> RECORDED DATA:
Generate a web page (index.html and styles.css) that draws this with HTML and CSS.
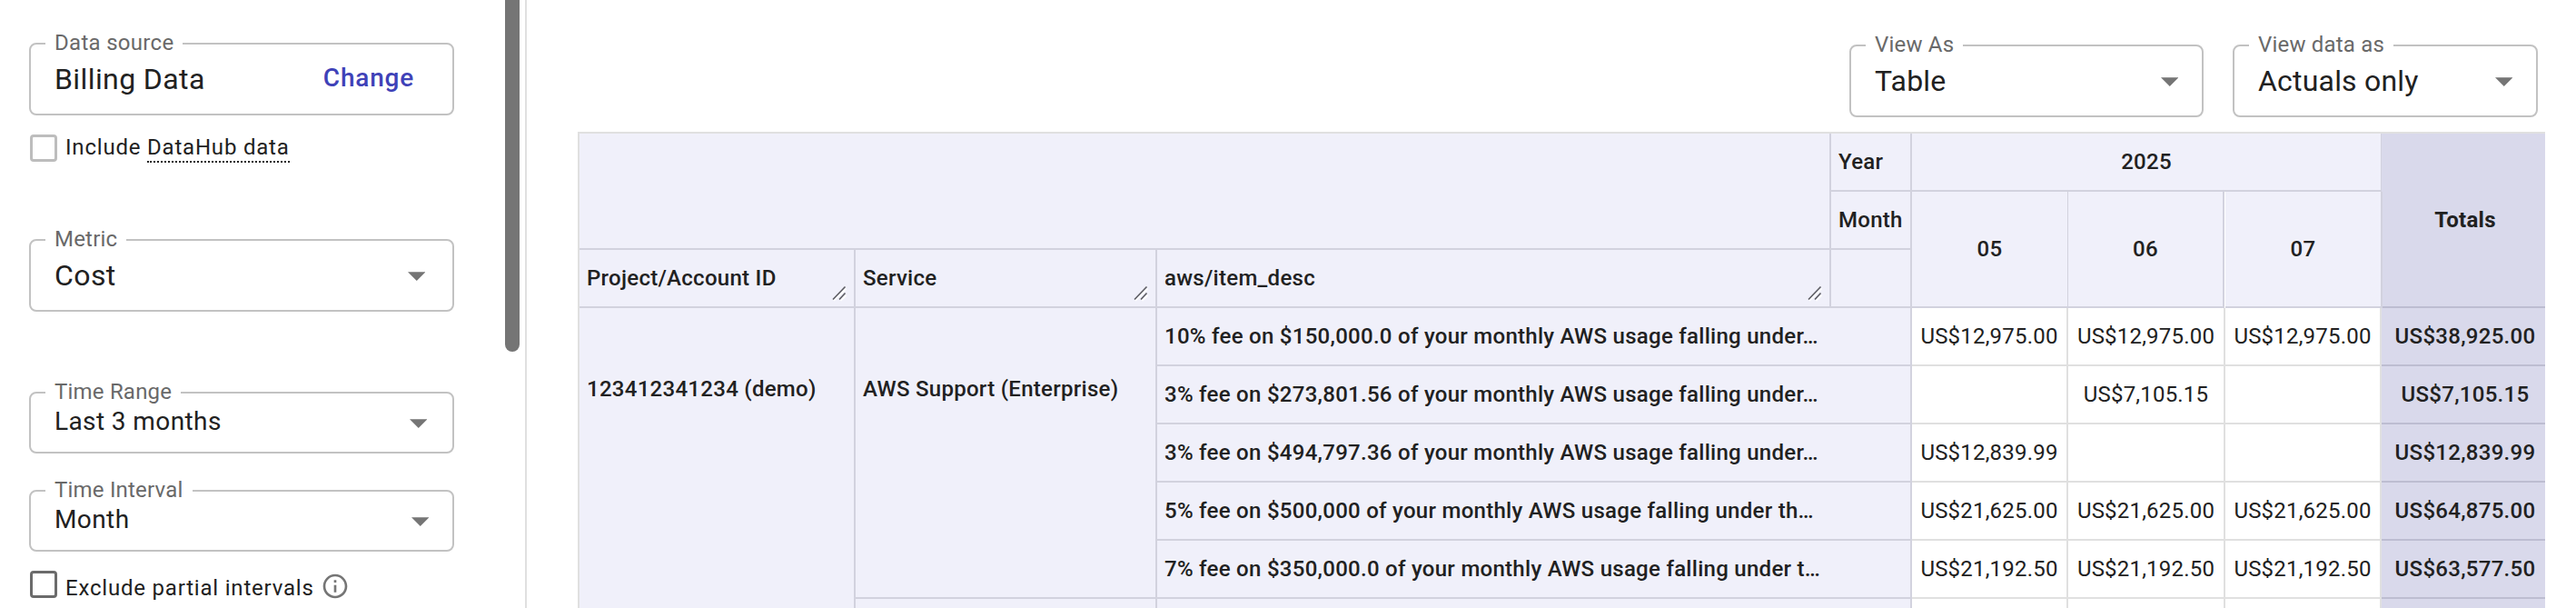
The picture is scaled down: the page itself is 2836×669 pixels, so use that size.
FILE: index.html
```html
<!DOCTYPE html>
<html lang="en">
<head>
<meta charset="utf-8">
<title>Billing report</title>
<link rel="stylesheet" href="styles.css">
</head>
<body>
<div class="page">
  <aside class="sidebar">
    <div class="field tall source">
      <span class="label">Data source</span>
      <span class="value">Billing Data</span>
      <a class="change">Change</a>
    </div>
    <div class="check include">
      <span class="box disabled"></span>
      <span class="check-text">Include <span class="hint">DataHub data</span></span>
    </div>
    <div class="field tall metric">
      <span class="label">Metric</span>
      <span class="value">Cost</span>
      <svg class="arrow" viewBox="0 0 20 10"><path d="M0 0h20L10 10z"/></svg>
    </div>
    <div class="field short range">
      <span class="label">Time Range</span>
      <span class="value">Last 3 months</span>
      <svg class="arrow" viewBox="0 0 20 10"><path d="M0 0h20L10 10z"/></svg>
    </div>
    <div class="field short interval">
      <span class="label">Time Interval</span>
      <span class="value">Month</span>
      <svg class="arrow" viewBox="0 0 20 10"><path d="M0 0h20L10 10z"/></svg>
    </div>
    <div class="check exclude">
      <span class="box"></span>
      <span class="check-text">Exclude partial intervals</span>
      <svg class="info" viewBox="0 0 24 24"><path d="M11 7h2v2h-2zm0 4h2v6h-2zm1-9C6.48 2 2 6.480 2 12s4.480 10 10 10 10-4.480 10-10S17.520 2 12 2zm0 18c-4.410 0-8-3.590-8-8s3.590-8 8-8 8 3.590 8 8-3.590 8-8 8z"/></svg>
    </div>
    <div class="scrollbar"></div>
  </aside>

  <main class="main">
    <div class="toolbar">
      <div class="field tall view-as">
        <span class="label">View As</span>
        <span class="value">Table</span>
        <svg class="arrow" viewBox="0 0 20 10"><path d="M0 0h20L10 10z"/></svg>
      </div>
      <div class="field tall view-data">
        <span class="label">View data as</span>
        <span class="value">Actuals only</span>
        <svg class="arrow" viewBox="0 0 20 10"><path d="M0 0h20L10 10z"/></svg>
      </div>
    </div>

    <div class="pivot">
      <div class="cell head corner"></div>
      <div class="cell head">Year</div>
      <div class="cell head center year">2025</div>
      <div class="cell total total-head">Totals</div>
      <div class="cell head">Month</div>
      <div class="cell head center month m05">05</div>
      <div class="cell head center month m06">06</div>
      <div class="cell head center month m07">07</div>
      <div class="cell head">Project/Account ID<svg class="grip" viewBox="0 0 18 18"><path class="shine" d="M4 17 17.500 3.500M11.500 17l6-6"/><path d="M3 15.500 16.500 1.500M10 15.500l6.500-7"/></svg></div>
      <div class="cell head">Service<svg class="grip" viewBox="0 0 18 18"><path class="shine" d="M4 17 17.500 3.500M11.500 17l6-6"/><path d="M3 15.500 16.500 1.500M10 15.500l6.500-7"/></svg></div>
      <div class="cell head">aws/item_desc<svg class="grip" viewBox="0 0 18 18"><path class="shine" d="M4 17 17.500 3.500M11.500 17l6-6"/><path d="M3 15.500 16.500 1.500M10 15.500l6.500-7"/></svg></div>
      <div class="cell head"></div>

      <div class="cell head group project">123412341234 (demo)</div>
      <div class="cell head group service">AWS Support (Enterprise)</div>

      <div class="cell head desc">10% fee on $150,000.0 of your monthly AWS usage falling under…</div>
      <div class="cell">US$12,975.00</div>
      <div class="cell">US$12,975.00</div>
      <div class="cell">US$12,975.00</div>
      <div class="cell total">US$38,925.00</div>

      <div class="cell head desc">3% fee on $273,801.56 of your monthly AWS usage falling under…</div>
      <div class="cell"></div>
      <div class="cell">US$7,105.15</div>
      <div class="cell"></div>
      <div class="cell total">US$7,105.15</div>

      <div class="cell head desc">3% fee on $494,797.36 of your monthly AWS usage falling under…</div>
      <div class="cell">US$12,839.99</div>
      <div class="cell"></div>
      <div class="cell"></div>
      <div class="cell total">US$12,839.99</div>

      <div class="cell head desc">5% fee on $500,000 of your monthly AWS usage falling under th…</div>
      <div class="cell">US$21,625.00</div>
      <div class="cell">US$21,625.00</div>
      <div class="cell">US$21,625.00</div>
      <div class="cell total">US$64,875.00</div>

      <div class="cell head desc">7% fee on $350,000.0 of your monthly AWS usage falling under t…</div>
      <div class="cell">US$21,192.50</div>
      <div class="cell">US$21,192.50</div>
      <div class="cell">US$21,192.50</div>
      <div class="cell total">US$63,577.50</div>

      <div class="cell head"></div>
      <div class="cell head desc"></div>
      <div class="cell"></div>
      <div class="cell"></div>
      <div class="cell"></div>
      <div class="cell total"></div>
    </div>
  </main>
</div>
</body>
</html>
```
FILE: styles.css
```css
* { box-sizing: border-box; }

body {
  margin: 0;
  background: #fff;
  color: #212121;
  font-family: Roboto, "Liberation Sans", sans-serif;
  font-size: 24px;
  line-height: 28px;
}

.page {
  display: flex;
  height: 669px;
  overflow: hidden;
}

/* Sidebar */
.sidebar {
  position: relative;
  flex: none;
  width: 580px;
  padding: 47px 78px 0 32px;
  border-right: 2px solid #e0e0e0;
}

.scrollbar {
  position: absolute;
  top: -10px;
  right: 6px;
  width: 16px;
  height: 397px;
  border-radius: 8px;
  background: #757575;
}

/* Outlined fields */
.field {
  position: relative;
  display: flex;
  justify-content: space-between;
  align-items: flex-start;
  border: 2px solid #c2c2c2;
  border-radius: 8px;
  padding-left: 26px;
}

.tall { height: 80px; padding-top: 19px; }
.short { height: 68px; padding-top: 14px; }

.label {
  position: absolute;
  top: -16px;
  left: 16px;
  padding: 0 10px;
  background: #fff;
  color: #696969;
  letter-spacing: 0.2px;
}

.value { white-space: nowrap; letter-spacing: 0.4px; }
.tall .value { font-size: 32px; line-height: 38px; }
.short .value { font-size: 28px; line-height: 34px; }

.arrow {
  width: 19.5px;
  height: 10px;
  fill: #757575;
}
.tall .arrow { margin-top: 15px; }
.short .arrow { margin-top: 14px; }

.source { padding-right: 42px; }
.source .label { letter-spacing: 0.3px; }
.metric { margin-top: 85px; padding-right: 30px; }
.range { margin-top: 88px; padding-right: 28px; }
.interval { margin-top: 40px; padding-right: 26px; }

.change {
  margin-top: 1px;
  color: #3f42b8;
  font-size: 28px;
  font-weight: 500;
  line-height: 34px;
  letter-spacing: 0.8px;
}

/* Checkbox rows */
.check {
  display: flex;
  align-items: flex-start;
  height: 30px;
  margin-top: 21px;
  padding-left: 1px;
  letter-spacing: 0.8px;
}

.box {
  width: 30px;
  height: 30px;
  margin-right: 9px;
  border: 3px solid #6b6b6b;
  border-radius: 4px;
}
.disabled { border-color: #bdbdbd; }

.check-text { white-space: nowrap; }
.hint {
  display: inline-block;
  height: 31px;
  border-bottom: 2px dotted #212121;
}
.exclude .check-text { margin-top: 5px; }

.info {
  width: 32px;
  height: 32px;
  margin: 1px 0 0 7px;
  fill: #757575;
}

/* Report area */
.main {
  flex: none;
  width: 2256px;
  padding: 49px 34px 0 56px;
}

.toolbar {
  display: flex;
  justify-content: flex-end;
  gap: 32px;
  height: 96px;
  padding-right: 8px;
}
.view-as { width: 390px; padding-right: 26px; }
.view-data { width: 336px; padding-right: 26px; }
.toolbar .value { letter-spacing: 0.2px; }

/* Pivot table */
.pivot {
  display: grid;
  grid-template-columns: 304px 332px 742px 89px 172px 173px 172px 180px;
  grid-auto-rows: 64px;
  border-top: 2px solid #e0e0e0;
  border-left: 2px solid #e0e0e0;
}

.cell {
  position: relative;
  display: flex;
  align-items: center;
  justify-content: center;
  border-right: 2px solid #e0e0e0;
  border-bottom: 2px solid #e0e0e0;
  white-space: nowrap;
  letter-spacing: 0.2px;
}

.head {
  justify-content: flex-start;
  padding-left: 8px;
  background: #f0f0fa;
  border-color: #d2d2de;
  font-weight: 500;
  letter-spacing: 0.28px;
}

.center { justify-content: center; padding-left: 0; }
.corner { grid-column: 1 / 4; grid-row: 1 / 3; }
.year { grid-column: 5 / 8; border-right-width: 1px; }
.month { grid-row: 2 / 4; }
.m05 { grid-column: 5; border-right-width: 1px; }
.m06 { grid-column: 6; margin-right: 1px; }
.m07 { grid-column: 7; margin-right: -1px; z-index: 1; }

.total {
  padding-left: 4px;
  border-right: 0;
  border-bottom-color: #bdbdd1;
  background: #d9d9eb;
  font-weight: 500;
  letter-spacing: 0.28px;
}
.total-head { grid-column: 8; grid-row: 1 / 4; font-weight: 700; }

.group { align-items: flex-start; padding-top: 75px; }
.project { grid-column: 1; grid-row: 4 / 10; }
.service { grid-column: 2; grid-row: 4 / 9; }
.desc { grid-column: 3 / 5; }

.grip {
  position: absolute;
  right: 8px;
  bottom: 5px;
  width: 18px;
  height: 18px;
  fill: none;
  stroke: #5c5c62;
  stroke-width: 1.6;
}
.grip .shine { stroke: #fff; }
```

> WHAT YOU ARE ASKED TO DO: Check every line for "styles" and show the ones that have it.

> EXERCISE RESPONSE:
Generate a web page (index.html and styles.css) that draws this with HTML and CSS.
<link rel="stylesheet" href="styles.css">
FILE: styles.css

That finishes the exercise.